• Short problem:
Show only lines that include "React".

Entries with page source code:
##########

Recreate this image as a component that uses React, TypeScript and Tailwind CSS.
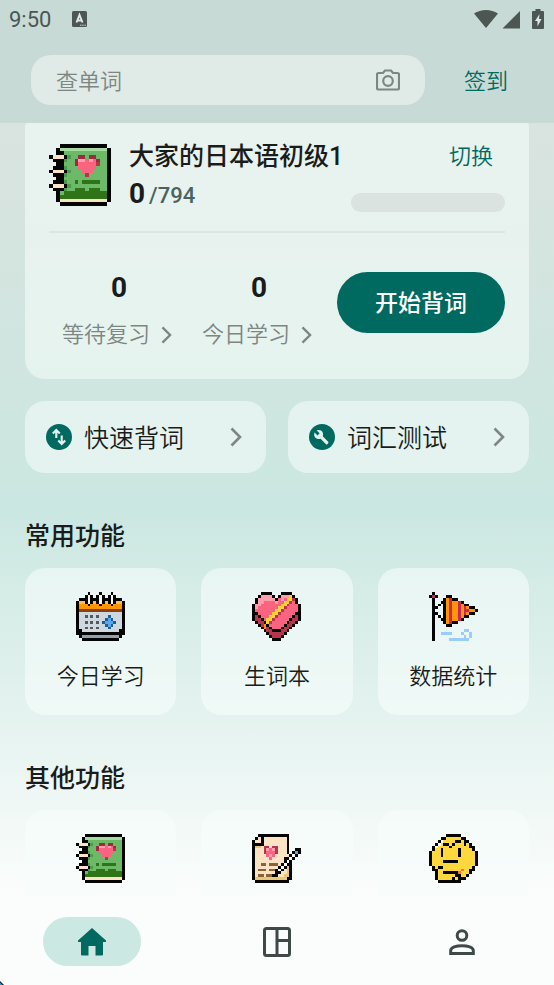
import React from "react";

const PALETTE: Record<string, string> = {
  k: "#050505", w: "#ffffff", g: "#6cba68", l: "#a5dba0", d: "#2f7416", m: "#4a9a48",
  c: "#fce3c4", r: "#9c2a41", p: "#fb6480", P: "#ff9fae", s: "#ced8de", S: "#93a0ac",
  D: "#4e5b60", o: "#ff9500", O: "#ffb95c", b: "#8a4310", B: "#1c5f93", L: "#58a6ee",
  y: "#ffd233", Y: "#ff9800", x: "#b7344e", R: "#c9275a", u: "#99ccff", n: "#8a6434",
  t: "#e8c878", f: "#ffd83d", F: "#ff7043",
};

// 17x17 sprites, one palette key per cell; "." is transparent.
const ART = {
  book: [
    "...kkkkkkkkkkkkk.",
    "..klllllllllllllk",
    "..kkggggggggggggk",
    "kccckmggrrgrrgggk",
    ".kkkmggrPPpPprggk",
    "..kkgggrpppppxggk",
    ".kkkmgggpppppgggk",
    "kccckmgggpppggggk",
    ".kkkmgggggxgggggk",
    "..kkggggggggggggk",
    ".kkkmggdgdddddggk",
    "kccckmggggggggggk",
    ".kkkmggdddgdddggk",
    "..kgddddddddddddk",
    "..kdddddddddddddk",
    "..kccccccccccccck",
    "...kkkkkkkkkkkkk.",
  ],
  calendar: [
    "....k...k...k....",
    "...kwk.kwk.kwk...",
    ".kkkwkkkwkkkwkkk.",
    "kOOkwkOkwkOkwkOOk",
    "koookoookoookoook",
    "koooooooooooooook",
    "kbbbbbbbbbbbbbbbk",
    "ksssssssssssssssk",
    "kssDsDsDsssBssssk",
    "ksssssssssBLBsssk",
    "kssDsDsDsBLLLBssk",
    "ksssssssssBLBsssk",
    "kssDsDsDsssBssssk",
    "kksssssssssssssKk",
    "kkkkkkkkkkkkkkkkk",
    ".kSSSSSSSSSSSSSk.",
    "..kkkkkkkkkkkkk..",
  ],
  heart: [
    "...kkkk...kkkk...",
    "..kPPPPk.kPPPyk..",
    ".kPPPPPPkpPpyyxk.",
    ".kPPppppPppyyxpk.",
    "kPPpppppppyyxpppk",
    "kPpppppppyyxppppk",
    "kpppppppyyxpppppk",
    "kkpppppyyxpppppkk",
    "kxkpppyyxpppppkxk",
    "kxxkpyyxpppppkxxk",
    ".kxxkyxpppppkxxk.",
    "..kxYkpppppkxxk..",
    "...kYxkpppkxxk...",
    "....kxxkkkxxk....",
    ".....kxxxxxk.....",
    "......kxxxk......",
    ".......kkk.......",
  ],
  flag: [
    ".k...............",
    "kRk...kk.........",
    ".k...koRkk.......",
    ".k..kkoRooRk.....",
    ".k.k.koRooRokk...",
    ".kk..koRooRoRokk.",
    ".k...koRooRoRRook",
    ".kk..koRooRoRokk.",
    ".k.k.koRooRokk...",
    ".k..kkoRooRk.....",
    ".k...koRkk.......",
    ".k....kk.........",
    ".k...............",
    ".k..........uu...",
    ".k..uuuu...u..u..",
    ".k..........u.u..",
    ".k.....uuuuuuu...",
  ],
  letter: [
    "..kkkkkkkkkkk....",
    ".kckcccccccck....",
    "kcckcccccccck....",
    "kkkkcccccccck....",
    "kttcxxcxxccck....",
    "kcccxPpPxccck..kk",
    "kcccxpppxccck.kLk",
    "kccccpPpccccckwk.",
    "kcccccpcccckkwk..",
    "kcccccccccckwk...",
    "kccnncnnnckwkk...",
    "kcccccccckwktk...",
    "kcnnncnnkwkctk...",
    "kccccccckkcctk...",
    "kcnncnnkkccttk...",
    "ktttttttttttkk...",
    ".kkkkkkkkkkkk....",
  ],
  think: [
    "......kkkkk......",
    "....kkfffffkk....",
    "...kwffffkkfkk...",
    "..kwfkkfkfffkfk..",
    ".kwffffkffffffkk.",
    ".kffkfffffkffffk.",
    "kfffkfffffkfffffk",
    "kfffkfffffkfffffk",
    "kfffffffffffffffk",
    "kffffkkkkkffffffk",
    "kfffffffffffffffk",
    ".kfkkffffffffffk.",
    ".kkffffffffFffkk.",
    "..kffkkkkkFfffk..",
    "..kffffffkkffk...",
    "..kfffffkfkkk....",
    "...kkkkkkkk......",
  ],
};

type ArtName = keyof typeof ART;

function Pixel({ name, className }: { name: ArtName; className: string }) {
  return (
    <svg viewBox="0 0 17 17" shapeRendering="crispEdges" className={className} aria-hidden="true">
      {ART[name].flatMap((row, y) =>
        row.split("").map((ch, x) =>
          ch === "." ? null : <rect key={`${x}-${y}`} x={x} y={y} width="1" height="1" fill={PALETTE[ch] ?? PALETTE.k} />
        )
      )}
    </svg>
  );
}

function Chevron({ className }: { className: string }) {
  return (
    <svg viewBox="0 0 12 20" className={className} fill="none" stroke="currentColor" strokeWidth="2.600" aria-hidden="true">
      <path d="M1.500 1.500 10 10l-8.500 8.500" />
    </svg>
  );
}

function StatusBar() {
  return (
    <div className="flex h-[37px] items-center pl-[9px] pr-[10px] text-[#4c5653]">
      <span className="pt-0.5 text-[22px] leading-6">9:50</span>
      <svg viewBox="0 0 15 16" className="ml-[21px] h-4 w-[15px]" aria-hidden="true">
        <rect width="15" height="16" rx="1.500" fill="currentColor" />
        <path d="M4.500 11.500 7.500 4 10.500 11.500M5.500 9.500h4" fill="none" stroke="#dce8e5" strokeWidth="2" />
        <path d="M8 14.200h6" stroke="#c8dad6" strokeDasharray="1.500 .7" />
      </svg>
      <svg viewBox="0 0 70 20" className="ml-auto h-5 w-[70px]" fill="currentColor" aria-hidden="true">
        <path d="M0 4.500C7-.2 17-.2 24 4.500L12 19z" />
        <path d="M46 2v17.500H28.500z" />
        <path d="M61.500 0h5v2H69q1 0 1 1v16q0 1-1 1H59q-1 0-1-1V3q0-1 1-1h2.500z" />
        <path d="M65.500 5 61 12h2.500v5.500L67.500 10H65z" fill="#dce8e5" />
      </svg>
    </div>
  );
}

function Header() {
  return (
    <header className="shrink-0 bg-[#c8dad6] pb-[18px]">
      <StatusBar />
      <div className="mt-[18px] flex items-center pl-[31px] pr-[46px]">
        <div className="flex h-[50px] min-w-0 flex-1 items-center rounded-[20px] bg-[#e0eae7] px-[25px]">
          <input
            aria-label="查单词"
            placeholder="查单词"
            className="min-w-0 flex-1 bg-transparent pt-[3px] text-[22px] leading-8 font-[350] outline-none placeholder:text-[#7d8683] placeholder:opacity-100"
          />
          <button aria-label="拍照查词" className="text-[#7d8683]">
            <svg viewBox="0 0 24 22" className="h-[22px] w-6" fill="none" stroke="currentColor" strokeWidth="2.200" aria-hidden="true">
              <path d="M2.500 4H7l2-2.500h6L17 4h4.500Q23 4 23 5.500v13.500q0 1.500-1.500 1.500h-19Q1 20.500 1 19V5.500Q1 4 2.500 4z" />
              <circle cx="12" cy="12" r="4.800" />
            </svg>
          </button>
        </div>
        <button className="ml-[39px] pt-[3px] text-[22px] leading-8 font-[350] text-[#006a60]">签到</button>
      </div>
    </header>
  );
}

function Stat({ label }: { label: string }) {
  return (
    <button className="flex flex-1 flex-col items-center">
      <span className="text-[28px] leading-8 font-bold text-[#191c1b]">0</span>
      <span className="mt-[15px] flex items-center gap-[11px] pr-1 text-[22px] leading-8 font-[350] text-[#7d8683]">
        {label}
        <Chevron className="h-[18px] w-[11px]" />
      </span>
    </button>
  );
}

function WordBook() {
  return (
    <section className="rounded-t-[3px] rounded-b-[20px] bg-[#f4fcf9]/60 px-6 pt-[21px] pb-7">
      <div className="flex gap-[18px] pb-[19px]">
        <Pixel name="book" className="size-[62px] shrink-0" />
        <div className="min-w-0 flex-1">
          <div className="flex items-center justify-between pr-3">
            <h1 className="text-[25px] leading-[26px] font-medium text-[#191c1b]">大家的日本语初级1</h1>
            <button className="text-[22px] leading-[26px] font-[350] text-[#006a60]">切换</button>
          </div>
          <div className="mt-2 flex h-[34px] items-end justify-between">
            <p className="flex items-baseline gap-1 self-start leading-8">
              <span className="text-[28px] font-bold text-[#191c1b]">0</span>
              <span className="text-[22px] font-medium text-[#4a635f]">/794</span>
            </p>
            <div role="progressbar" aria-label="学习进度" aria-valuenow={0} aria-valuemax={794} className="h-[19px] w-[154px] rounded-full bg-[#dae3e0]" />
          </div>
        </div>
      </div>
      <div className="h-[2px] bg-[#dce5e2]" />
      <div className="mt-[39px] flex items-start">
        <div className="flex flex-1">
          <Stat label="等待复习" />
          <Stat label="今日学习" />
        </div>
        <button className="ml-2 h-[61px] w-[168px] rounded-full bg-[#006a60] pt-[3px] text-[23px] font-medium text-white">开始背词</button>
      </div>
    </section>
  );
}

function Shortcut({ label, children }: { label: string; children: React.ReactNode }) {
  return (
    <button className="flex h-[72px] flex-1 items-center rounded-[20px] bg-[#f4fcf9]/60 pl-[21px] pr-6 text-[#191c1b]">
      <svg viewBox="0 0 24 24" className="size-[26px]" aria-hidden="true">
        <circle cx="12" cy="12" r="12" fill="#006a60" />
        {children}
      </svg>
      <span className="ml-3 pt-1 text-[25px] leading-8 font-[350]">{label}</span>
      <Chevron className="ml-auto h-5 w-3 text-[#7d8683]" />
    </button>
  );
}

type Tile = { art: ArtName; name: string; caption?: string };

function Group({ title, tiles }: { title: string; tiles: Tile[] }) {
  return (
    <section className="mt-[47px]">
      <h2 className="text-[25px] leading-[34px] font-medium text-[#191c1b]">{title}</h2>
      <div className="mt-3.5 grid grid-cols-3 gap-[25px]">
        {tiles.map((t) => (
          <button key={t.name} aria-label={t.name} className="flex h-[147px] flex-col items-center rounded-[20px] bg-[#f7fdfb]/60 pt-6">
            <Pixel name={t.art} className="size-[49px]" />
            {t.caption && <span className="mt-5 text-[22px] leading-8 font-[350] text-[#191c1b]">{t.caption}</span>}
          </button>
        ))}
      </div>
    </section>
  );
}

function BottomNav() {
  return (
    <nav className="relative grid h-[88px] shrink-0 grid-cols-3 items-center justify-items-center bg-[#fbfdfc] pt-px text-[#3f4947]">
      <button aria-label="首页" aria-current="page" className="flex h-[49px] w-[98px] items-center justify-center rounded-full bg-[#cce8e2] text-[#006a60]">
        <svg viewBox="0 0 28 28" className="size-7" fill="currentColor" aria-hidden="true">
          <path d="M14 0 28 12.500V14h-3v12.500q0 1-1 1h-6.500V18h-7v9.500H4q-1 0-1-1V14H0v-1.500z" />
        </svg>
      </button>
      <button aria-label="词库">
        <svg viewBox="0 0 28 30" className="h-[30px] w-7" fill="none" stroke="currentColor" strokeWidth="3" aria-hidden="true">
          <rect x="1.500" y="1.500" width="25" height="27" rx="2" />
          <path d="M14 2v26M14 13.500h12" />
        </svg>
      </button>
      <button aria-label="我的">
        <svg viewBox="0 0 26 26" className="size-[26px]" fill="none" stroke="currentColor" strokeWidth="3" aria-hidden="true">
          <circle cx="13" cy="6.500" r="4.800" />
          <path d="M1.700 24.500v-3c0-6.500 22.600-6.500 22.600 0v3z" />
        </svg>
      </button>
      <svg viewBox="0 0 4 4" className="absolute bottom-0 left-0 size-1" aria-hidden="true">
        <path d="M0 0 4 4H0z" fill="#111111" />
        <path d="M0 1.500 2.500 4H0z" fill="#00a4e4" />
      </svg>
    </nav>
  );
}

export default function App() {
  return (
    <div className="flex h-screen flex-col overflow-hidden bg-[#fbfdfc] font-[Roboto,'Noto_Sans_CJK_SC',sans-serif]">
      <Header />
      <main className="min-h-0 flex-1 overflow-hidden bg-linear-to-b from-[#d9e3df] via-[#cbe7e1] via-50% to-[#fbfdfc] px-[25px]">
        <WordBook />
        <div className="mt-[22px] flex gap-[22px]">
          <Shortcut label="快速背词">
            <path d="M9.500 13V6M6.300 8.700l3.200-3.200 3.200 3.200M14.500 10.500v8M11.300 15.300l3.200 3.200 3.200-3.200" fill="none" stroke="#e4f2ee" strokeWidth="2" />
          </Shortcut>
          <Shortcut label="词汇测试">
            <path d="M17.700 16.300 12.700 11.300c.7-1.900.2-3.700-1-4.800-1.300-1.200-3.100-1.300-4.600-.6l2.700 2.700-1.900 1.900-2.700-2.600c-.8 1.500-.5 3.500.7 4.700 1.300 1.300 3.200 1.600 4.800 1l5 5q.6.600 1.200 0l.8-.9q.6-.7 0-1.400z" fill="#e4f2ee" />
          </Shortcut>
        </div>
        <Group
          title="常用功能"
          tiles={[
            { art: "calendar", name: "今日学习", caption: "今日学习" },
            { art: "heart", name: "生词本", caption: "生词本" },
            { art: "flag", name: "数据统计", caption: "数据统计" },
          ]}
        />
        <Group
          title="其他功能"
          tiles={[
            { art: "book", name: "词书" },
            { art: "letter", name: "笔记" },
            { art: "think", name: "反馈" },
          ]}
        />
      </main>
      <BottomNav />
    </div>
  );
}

##########

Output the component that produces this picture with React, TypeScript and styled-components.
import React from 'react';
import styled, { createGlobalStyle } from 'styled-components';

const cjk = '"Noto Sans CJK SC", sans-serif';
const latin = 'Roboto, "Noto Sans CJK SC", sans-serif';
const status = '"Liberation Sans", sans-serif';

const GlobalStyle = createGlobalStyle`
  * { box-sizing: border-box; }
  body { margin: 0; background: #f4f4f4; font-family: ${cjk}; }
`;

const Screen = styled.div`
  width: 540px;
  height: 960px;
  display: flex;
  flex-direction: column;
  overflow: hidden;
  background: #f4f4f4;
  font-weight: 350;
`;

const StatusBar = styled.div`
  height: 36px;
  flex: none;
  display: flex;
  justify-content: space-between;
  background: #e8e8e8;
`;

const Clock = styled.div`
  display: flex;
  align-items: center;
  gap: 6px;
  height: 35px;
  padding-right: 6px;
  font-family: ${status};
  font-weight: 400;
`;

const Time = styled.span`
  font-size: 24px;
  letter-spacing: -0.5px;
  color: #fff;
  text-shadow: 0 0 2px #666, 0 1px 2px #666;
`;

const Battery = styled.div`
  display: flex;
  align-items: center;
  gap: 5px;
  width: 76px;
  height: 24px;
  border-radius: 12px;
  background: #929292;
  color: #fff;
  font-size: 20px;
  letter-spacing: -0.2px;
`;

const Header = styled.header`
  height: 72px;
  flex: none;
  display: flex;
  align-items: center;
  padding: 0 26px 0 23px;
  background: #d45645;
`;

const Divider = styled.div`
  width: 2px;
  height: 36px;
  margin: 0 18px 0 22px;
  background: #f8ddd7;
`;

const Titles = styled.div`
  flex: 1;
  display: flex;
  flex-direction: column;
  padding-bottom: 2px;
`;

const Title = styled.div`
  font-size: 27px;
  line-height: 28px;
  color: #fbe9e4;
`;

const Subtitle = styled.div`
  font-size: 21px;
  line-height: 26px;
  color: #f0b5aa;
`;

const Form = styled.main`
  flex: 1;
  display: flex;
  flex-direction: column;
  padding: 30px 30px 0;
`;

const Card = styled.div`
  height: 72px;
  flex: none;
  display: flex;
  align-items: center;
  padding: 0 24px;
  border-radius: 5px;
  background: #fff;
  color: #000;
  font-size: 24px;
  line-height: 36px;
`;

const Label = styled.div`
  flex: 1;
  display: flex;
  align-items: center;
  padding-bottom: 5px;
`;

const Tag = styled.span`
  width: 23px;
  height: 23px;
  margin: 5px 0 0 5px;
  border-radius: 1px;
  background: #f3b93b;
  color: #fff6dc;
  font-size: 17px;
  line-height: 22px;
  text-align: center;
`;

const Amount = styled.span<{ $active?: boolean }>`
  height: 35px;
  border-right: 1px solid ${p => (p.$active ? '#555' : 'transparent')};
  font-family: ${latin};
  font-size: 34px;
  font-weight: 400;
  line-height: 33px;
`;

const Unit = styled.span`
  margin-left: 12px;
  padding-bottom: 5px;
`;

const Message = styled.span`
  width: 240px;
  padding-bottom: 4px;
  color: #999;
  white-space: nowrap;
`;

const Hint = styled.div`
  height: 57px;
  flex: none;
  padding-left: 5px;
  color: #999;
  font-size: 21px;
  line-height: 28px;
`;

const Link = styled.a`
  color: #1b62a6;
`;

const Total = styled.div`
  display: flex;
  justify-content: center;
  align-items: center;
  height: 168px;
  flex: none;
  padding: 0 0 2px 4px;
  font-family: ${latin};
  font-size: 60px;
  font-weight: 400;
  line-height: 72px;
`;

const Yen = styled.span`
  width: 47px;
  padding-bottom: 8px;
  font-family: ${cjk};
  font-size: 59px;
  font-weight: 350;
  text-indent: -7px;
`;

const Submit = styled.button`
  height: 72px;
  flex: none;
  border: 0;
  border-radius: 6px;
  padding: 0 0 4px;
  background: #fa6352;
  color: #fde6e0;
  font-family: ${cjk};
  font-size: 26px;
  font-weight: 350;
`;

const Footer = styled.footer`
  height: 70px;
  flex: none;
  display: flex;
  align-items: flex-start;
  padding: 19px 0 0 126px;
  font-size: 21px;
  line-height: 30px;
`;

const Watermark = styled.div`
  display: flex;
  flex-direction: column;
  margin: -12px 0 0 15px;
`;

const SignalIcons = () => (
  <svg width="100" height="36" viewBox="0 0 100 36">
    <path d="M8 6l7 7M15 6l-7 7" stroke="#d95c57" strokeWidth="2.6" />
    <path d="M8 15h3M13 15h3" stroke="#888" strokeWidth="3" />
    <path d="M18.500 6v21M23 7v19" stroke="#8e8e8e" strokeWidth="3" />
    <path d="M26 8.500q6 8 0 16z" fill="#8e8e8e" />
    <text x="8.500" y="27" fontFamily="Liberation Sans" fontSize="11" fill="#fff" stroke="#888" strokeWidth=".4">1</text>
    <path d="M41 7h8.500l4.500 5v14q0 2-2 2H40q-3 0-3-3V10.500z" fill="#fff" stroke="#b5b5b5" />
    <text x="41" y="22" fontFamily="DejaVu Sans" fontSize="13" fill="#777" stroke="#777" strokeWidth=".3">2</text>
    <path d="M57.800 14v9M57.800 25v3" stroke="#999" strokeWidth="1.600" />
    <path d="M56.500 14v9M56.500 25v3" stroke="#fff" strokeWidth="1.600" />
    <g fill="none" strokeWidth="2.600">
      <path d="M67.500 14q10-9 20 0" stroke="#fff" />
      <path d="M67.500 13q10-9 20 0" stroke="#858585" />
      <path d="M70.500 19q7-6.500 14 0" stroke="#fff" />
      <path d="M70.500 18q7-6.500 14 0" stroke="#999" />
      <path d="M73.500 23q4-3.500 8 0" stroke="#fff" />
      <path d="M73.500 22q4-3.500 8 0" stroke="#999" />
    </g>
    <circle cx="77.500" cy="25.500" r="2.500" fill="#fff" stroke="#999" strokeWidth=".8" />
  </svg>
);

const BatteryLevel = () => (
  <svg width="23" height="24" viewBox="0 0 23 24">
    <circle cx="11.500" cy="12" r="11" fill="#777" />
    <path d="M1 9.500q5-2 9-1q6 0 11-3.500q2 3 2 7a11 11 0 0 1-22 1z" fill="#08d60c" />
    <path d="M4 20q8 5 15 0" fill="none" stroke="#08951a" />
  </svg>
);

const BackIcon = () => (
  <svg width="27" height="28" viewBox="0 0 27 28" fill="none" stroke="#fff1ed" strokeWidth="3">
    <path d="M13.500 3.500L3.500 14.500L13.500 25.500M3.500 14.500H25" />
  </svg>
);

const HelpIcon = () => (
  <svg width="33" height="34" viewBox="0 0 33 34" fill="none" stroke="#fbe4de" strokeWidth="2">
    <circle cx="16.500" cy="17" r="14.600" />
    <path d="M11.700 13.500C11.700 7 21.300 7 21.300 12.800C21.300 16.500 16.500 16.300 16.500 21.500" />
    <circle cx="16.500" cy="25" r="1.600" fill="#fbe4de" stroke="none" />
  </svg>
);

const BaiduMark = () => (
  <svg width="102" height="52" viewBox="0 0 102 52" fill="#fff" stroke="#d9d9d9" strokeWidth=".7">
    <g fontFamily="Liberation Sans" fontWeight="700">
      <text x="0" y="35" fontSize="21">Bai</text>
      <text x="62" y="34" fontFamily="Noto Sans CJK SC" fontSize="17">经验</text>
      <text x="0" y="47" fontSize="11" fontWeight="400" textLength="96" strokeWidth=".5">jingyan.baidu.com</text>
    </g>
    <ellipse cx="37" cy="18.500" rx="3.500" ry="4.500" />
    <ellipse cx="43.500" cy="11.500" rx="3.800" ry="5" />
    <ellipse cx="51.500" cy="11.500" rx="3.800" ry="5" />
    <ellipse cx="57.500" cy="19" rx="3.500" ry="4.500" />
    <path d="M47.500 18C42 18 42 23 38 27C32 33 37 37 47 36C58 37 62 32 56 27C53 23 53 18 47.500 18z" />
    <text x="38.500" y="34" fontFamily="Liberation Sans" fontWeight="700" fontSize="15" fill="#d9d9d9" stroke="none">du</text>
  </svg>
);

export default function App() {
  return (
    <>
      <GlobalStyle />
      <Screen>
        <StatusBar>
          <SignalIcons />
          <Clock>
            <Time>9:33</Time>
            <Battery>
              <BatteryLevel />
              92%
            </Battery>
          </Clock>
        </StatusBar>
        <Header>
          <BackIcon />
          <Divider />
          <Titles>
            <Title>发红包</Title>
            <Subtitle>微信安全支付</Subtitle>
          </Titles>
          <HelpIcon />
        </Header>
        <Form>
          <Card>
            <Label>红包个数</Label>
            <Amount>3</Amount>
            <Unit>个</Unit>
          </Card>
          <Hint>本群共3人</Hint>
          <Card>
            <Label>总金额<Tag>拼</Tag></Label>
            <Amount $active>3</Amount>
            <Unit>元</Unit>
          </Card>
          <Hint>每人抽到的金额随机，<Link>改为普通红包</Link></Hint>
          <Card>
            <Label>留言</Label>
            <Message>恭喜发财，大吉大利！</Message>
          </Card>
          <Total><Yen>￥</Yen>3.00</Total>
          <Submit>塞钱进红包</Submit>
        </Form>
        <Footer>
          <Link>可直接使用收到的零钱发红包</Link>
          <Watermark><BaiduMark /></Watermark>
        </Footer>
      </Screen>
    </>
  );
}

##########

• Response:
Recreate this image as a component that uses React, TypeScript and Tailwind CSS.
import React from "react";
function Shortcut({ label, children }: { label: string; children: React.ReactNode }) {
Output the component that produces this picture with React, TypeScript and styled-components.
import React from 'react';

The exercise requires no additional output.